- Born: 6 January 1902 Japan
- Died: 11 February 1965 (aged 63)
- Occupation: Educationalist
- Years active: Founder of Hongwanji Mission School

= Aiko Fujitani =

Japanese religious leader in Hawaii

Aiko Fujitani (January 6, 1902 – February 11, 1965) was a Japanese religious leader in Hawaii. She founded the Hongwanji Mission School.

== Early life ==
Fujitani was born Aiko Furukawa in Toyama prefecture on January 6, 1902. Her parents were masseurs. They moved to Hawaii in 1906 to start a business in Lihue. Her parents decided to send her to high school in Honolulu, and put her in the care of Yemyo and Kiyoko Imamura, who ran the Honpa Hongwanji Mission of Hawaii. Fujitani hoped to be certified as a teacher, but was not allowed to because she had to be a citizen to earn a teaching certificate. The Naturalization Act prevented her from becoming a citizen. Instead, she studied at the Phillips Commercial School, where she learned typing, shorthand, and bookkeeping. She also attended the Hawaii Koto Jogakko, a girls' school operated by the Honpa Hongwanji. She graduated in 1918.

== Career ==
Fujitani married Kodo Fujitani in 1921. Kodo was a Shin Buddhist minister who had recently arrived in Hawaii. They moved to Maui and served at the Pauwela Hongwanji Mission. They had eight children, with one of their sons also serving as a Buddhist minister in adulthood. While serving in Pauwela, Fujitani was also regularly called upon by the county to serve as an interpreter, foster parent to orphans, and substitute teacher.
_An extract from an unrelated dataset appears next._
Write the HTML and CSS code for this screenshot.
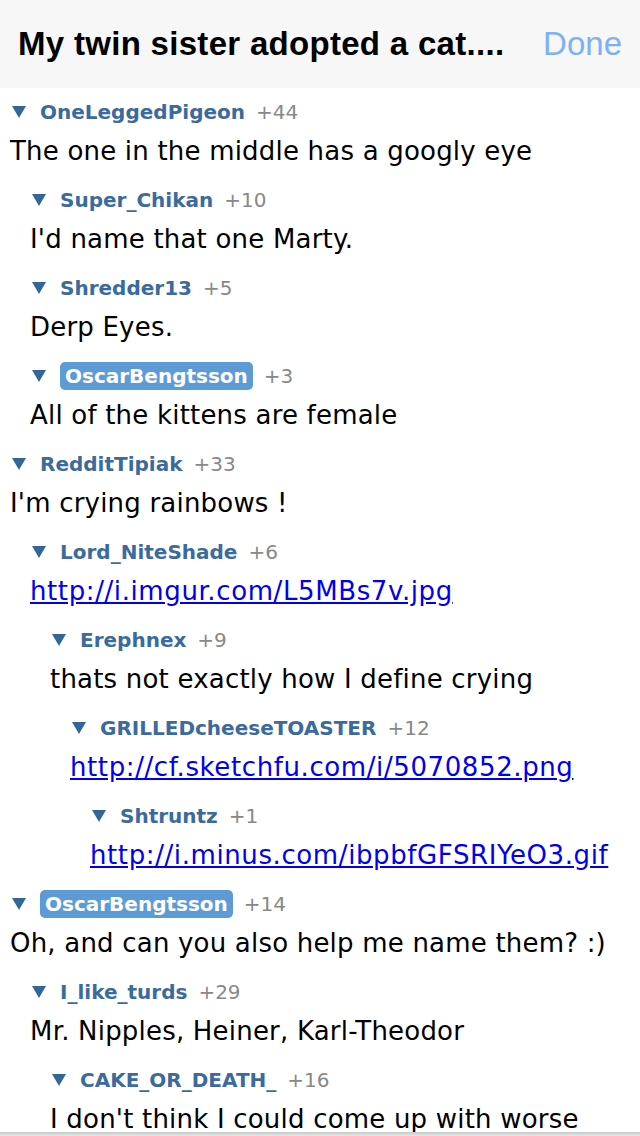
FILE: index.html
```html
<!DOCTYPE html>
<html>

<head>
  <meta content="width=device-width, initial-scale=1">
  <link rel="stylesheet" href="styles.css">
</head>

<body>
  <div class="navbar">
    <h1 class="title">My twin sister adopted a cat....</h1>
    <span class="done">Done</span>
  </div>

  <div class="thread">
    <div class="comment">
      <div class="head"><svg class="arrow" viewBox="0 0 14 12"><polygon points="0,0 14,0 7,12"/></svg><span class="user">OneLeggedPigeon</span><span class="score">+44</span></div>
      <div class="body">The one in the middle has a googly eye</div>
      <div class="replies">
        <div class="comment">
          <div class="head"><svg class="arrow" viewBox="0 0 14 12"><polygon points="0,0 14,0 7,12"/></svg><span class="user">Super_Chikan</span><span class="score">+10</span></div>
          <div class="body">I'd name that one Marty.</div>
        </div>
        <div class="comment">
          <div class="head"><svg class="arrow" viewBox="0 0 14 12"><polygon points="0,0 14,0 7,12"/></svg><span class="user">Shredder13</span><span class="score">+5</span></div>
          <div class="body">Derp Eyes.</div>
        </div>
        <div class="comment">
          <div class="head"><svg class="arrow" viewBox="0 0 14 12"><polygon points="0,0 14,0 7,12"/></svg><span class="user op">OscarBengtsson</span><span class="score">+3</span></div>
          <div class="body">All of the kittens are female</div>
        </div>
      </div>
    </div>

    <div class="comment">
      <div class="head"><svg class="arrow" viewBox="0 0 14 12"><polygon points="0,0 14,0 7,12"/></svg><span class="user">RedditTipiak</span><span class="score">+33</span></div>
      <div class="body">I'm crying rainbows !</div>
      <div class="replies">
        <div class="comment">
          <div class="head"><svg class="arrow" viewBox="0 0 14 12"><polygon points="0,0 14,0 7,12"/></svg><span class="user">Lord_NiteShade</span><span class="score">+6</span></div>
          <div class="body"><a href="#">http://i.imgur.com/L5MBs7v.jpg</a></div>
          <div class="replies">
            <div class="comment">
              <div class="head"><svg class="arrow" viewBox="0 0 14 12"><polygon points="0,0 14,0 7,12"/></svg><span class="user">Erephnex</span><span class="score">+9</span></div>
              <div class="body">thats not exactly how I define crying</div>
              <div class="replies">
                <div class="comment">
                  <div class="head"><svg class="arrow" viewBox="0 0 14 12"><polygon points="0,0 14,0 7,12"/></svg><span class="user">GRILLEDcheeseTOASTER</span><span class="score">+12</span></div>
                  <div class="body"><a href="#">http://cf.sketchfu.com/i/5070852.png</a></div>
                  <div class="replies">
                    <div class="comment">
                      <div class="head"><svg class="arrow" viewBox="0 0 14 12"><polygon points="0,0 14,0 7,12"/></svg><span class="user">Shtruntz</span><span class="score">+1</span></div>
                      <div class="body"><a href="#">http://i.minus.com/ibpbfGFSRIYeO3.gif</a></div>
                    </div>
                  </div>
                </div>
              </div>
            </div>
          </div>
        </div>
      </div>
    </div>

    <div class="comment">
      <div class="head"><svg class="arrow" viewBox="0 0 14 12"><polygon points="0,0 14,0 7,12"/></svg><span class="user op">OscarBengtsson</span><span class="score">+14</span></div>
      <div class="body">Oh, and can you also help me name them? :)</div>
      <div class="replies">
        <div class="comment">
          <div class="head"><svg class="arrow" viewBox="0 0 14 12"><polygon points="0,0 14,0 7,12"/></svg><span class="user">I_like_turds</span><span class="score">+29</span></div>
          <div class="body">Mr. Nipples, Heiner, Karl-Theodor</div>
          <div class="replies">
            <div class="comment">
              <div class="head"><svg class="arrow" viewBox="0 0 14 12"><polygon points="0,0 14,0 7,12"/></svg><span class="user">CAKE_OR_DEATH_</span><span class="score">+16</span></div>
              <div class="body">I don't think I could come up with worse</div>
            </div>
          </div>
        </div>
      </div>
    </div>
  </div>

  <div class="toolbar"></div>
</body>

</html>
```

FILE: styles.css
```css
body {
  margin: 0;
  background: #fff;
  font-family: "DejaVu Sans", Verdana, sans-serif;
  overflow: hidden;
}

.navbar {
  display: flex;
  align-items: center;
  justify-content: space-between;
  height: 88px;
  padding: 0 18px;
  background-color: #f7f7f7;
  font-family: "Liberation Sans", Helvetica, Arial, sans-serif;
}

.title {
  margin: 0;
  font-size: 33px;
  font-weight: bold;
  letter-spacing: 0.3px;
  color: #000;
}

.done {
  font-size: 33px;
  color: #7eb1f4;
}

.thread {
  padding: 12px 0 0 10px;
}

.replies {
  padding-left: 20px;
}

.head {
  display: flex;
  align-items: center;
  height: 24px;
  font-size: 20px;
}

.arrow {
  width: 14px;
  height: 12px;
  margin: 0 14px 0 2px;
  fill: #336699;
}

.user {
  font-weight: bold;
  color: #3a6b9c;
}

.user.op {
  background-color: #5d9bd6;
  color: #fff;
  border-radius: 5px;
  padding: 2px 5px;
}

.score {
  margin-left: 11px;
  color: #888;
}

.body {
  margin: 12px 0 22px;
  line-height: 30px;
  font-size: 26px;
  letter-spacing: 0.2px;
  color: #000;
  white-space: nowrap;
}

.body a {
  color: #0000ee;
  letter-spacing: 0.6px;
}

.toolbar {
  position: fixed;
  left: 0;
  right: 0;
  bottom: 0;
  height: 4px;
  background: linear-gradient(#c8c8c8, #e8e8e8);
}
```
In 1935 the family moved to Moiliili Hongwanji, where Fujitani directed the Sunday School and the temple dormitory. When Kodo was incarcerated throughout World War II, Fujitani maintained the temple and its activities. She also encouraged women to support the Red Cross throughout the war.

She was also a member of the Moiliili Community Center, and became an executive board member when it was officially chartered in 1945. Fujitani founded the Hongwanji Mission School during her husband's tenure as bishop in 1949. It was the first Buddhist elementary school that taught in English in the United States. However, though she founded the school and served as the executive secretary of the board, she never taught there.

The Fujitanis returned to Maui to serve at the Wailuku Hongwanji Mission until 1959, when they retired and returned to Honolulu. Fujitani died of coronary thrombosis on February 11, 1965.